I was born in Bogota, Colombia in 1959 and
came to the US in 1960, so I never had a chance to really
understand my roots and my Colombian heritage. I have a
deep love for my country and the Andes mountains seem to
calm my spirit. When I saw how the Kogi lived I was determined
to find a way to meet them. The only problem was they don't
like tourists and getting into their land is very difficult.
In May 1995 I started working for Ford Motor
Company in charge of a communications program in Latin America.
Then I relocated to World Headquarters in Detroit to work
in International Public Affairs. In April 1997, I went to
Colombia on a business trip and met some people who had
just returned from the Sierra Nevada where the Kogi live.

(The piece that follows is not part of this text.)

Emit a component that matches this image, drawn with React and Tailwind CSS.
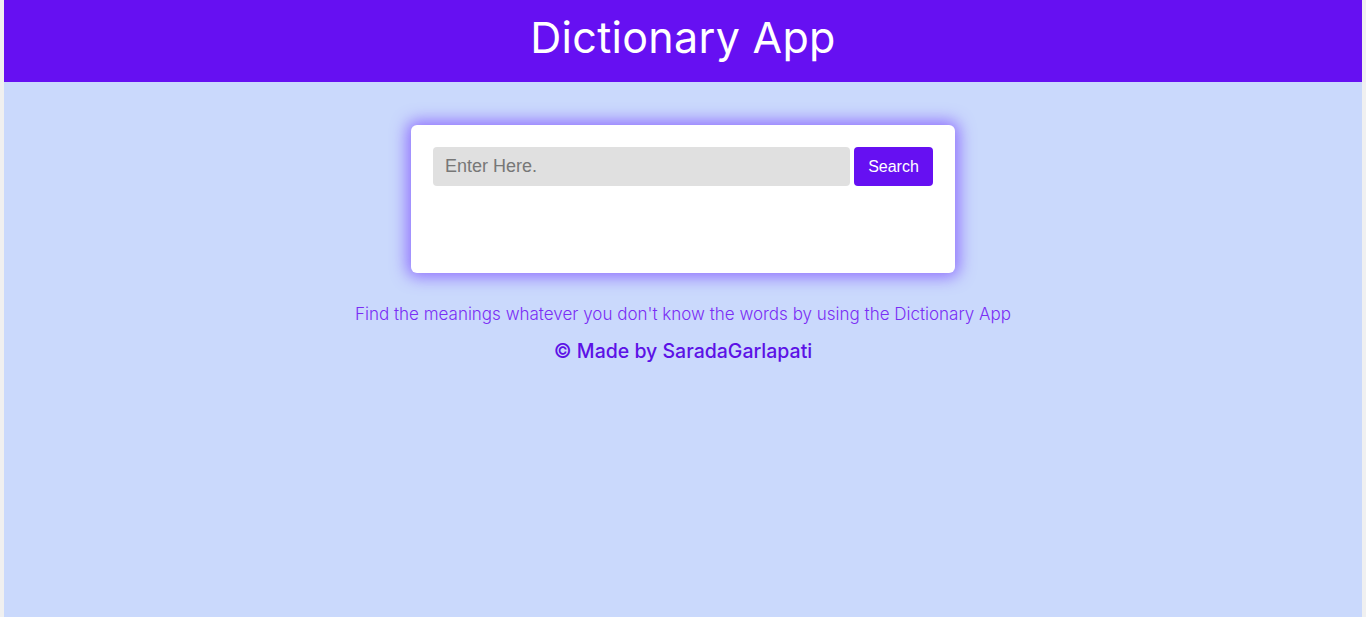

I had found a copy of the Kogi video and an old article
from Kindred Spirit magazine that mentioned the Kogi. I
was having major synchronicities with these Elder Brothers
and my heart kept feeling a need to communicate with them.
But how do you contact them?
In June of 1997 a lifelong dream came true
for me. I had just taken a leave of absence from my job
at Ford and decided to go back to Colombia. I got involved
with a conference called the "2nd International Gathering
of Priest and Elders of the Americas." The conference
brought together more than 300 elders from 15 countries,
including Native American elders from the US.
The first conference took place in Guatemala
in November 1995 from a vision of the Counsel of Maya K'ichee
Elders and under the leadership of Elder Priest, Wacatel
Utiw (Errant Wolf). The invitation was based on old Mayan
codex that stated it was time to awaken America and bring
to light the ancient teachings hidden for the past 500 years.
The time had come for the spirit of humanity to reconnect
with the Great Father and Mother Earth. It was time for
the Eagle and the Condor to unite as one.
The conference in Colombia was being organized
by the Sendama Foundation and it became a little bigger
than they expected and the logistics where a nightmare.
When you have to deal with the Colombia army to fly you
in military planes to a remote landing strip in the middle
of the Amazon jungle, you can easily lose your patience.
The core group who worked more than 20 hours a day really
did an excellent job. It is not an easy feat to please 300
Elders and go beyond all the egos.
I knew the Kogi were going to be attending
and my heart was racing; I couldn't wait to meet my lost
brothers. So much was happening, but my main focus was to
help with the logistics and act as a translator for the
North American group. Little did I know what I was getting
When the Kogi arrived I immediately made
friends with Jose Gabriel, who was the main elder. He had
made many trips to Bogota and was working to get the Government
to help with his community on the Eastern side of the Sierra
Nevada. He came with seven other Kogis who had never been
to the city. The innocence of these people really touched
my soul. I also made good friends with Emerson Jackson from
the Navaho Nation. He and his group were the only ones from
the North American group that didn't complain and really
breathed the Native Spirit.
Emerson had brought a special tepee to this
conference in South America. It was the first time in recorded
history that a North American Native Elder had performed
a Indian ceremony in the Amazon with a tepee and peyote,
the sacred sacrament of the indigenous people of the North.
The meeting with the Kogi and the Navaho fulfilled a prophecy,
which stated, "when the Eagle of the North come together
with the Condor of the South it symbolizes we are all of
one hand and the time for Unity and oneness is near."
Now is the dawn for the Earth to be renewed and the rainbow
tribes to work as one hand.
The Kogi also had a prophecy that they would
meet their younger brother from the North. Jose Gabriel
said, "Our Elders kept telling us one day we would
meet the younger brother of America and they would have
similar knowledge to our own, but we never come down from
this mountain, so when will this happen? Meeting Emerson
we now feel like we found a long lost brother" The
bonding of these two tribes made the whole trip worth while.
After the conference I was invited to go
back with the Kogi to their land. It was a real honor for
me and I felt like I was entering a new world. My family
warned me of the dangers with the revolutionary forces that
have caused so many deaths in Colombia, but I felt protected.
Nothing was going to stop me from going back in time, to
walk the ancient roads of the sacred Mountain and unknown
territory. I would be leaving civilization behind, no cars,
no TVs, no radio, nothing. In Kogi land it is you and nature
becoming one. When you are with them it seems like time
stands still. They live in a mini-paradise with rolling
mountains and pure rivers that come streaming down from
the snow-capped mountains. I have never seen so many stars
in the sky; it was like touching heaven.